The Olgas - rock formations not too far from Ayers Rock

Plain sailing
The end of the road was Darwin (hot and humid - winter is a non-existent concept), and we were very sad to leave our mobile home. We'd grown used to living in such a small space - and in fact did not eat in a restaurant once, we were so into cooking and bbqing at home. Only once did we buy a glass of wine in a bar - although how much we had around the open fire is another matter.

After changing vans on day 2, we had no further mechanical problems, not even a flat tyre. But on entering the Northern Territory we got 4 chips within half an hour in the windscreen from stones flicked up by road trains (53m long mega-trucks), but at A$190 it didn't break the bank and we were very glad we didn't spend nearly $700 on top-up insurance.
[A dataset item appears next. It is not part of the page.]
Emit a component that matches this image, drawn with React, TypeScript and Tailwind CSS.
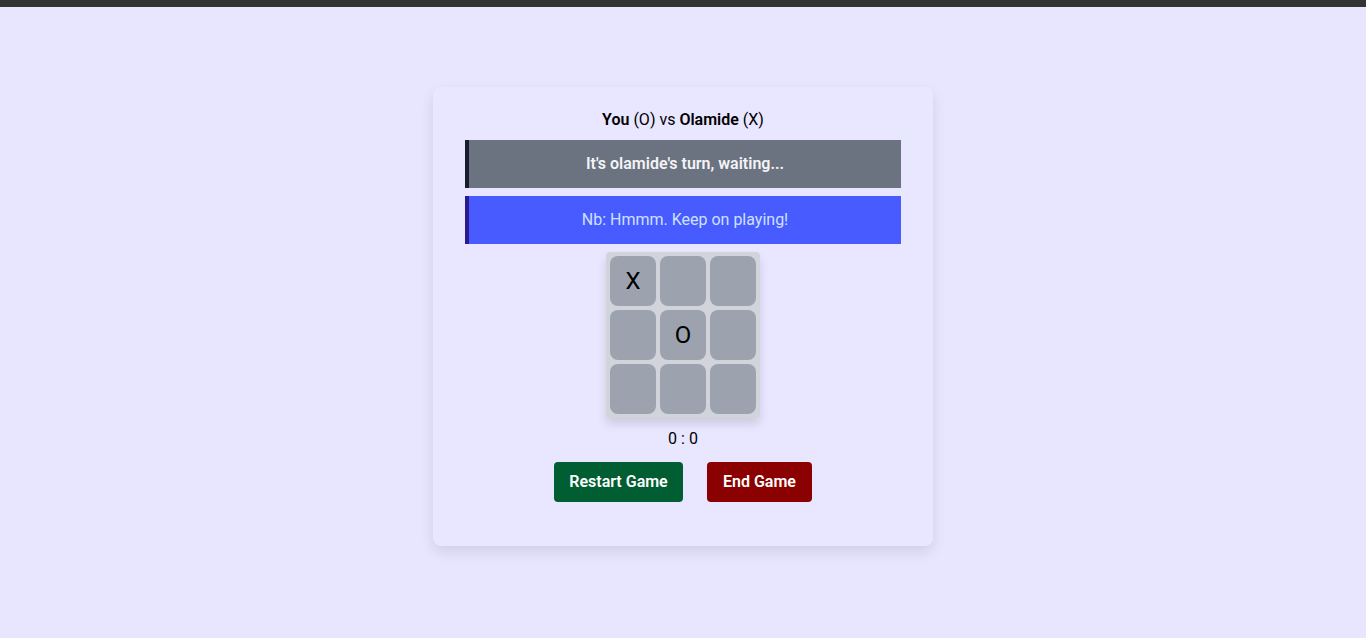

The Ghan train from Darwin was interesting and fun - we regretted not being able to afford a sleeper couch but didn't complain about sitting upright for 24 hrs.

Alice Springs is disappointingly big, modern and efficient but it has a good vibe, great Aboriginal art galleries and fantastically clean air. We did a 45 kilometre cycle ride, slept a lot (with ear plugs - it was a backkpackers) and then went on a 3-day backpackers tour of Uluru (Ayers Rock), Kata Tjuta (the Olgas) and Kings Canyon. Despite there being 22 people on the tour, we laughed a lot, slept under the stars in our swags (very very cold) and made huge camp fires. And it was without a doubt the cheapest way of seeing what we saw.

Round circle
So here we are in Sydney after our 7-week adventure. It's cold, but we're by the sea (staying in the kind Sal and Ros's house and waiting to look after their dog Mr Fleagal once he returns from his holidays.) While we're chaperoning Mr F we're doing a sailing course (24ft-er) that will allow us to hire a boat of up to 12m in quiet waters (Greece). Two weeks of skiing in New Zealand at the end of the month, wedding in Melbourne in mid-August. And then it's off to India, Nepal and Tibet, but more about our plans in a later blog.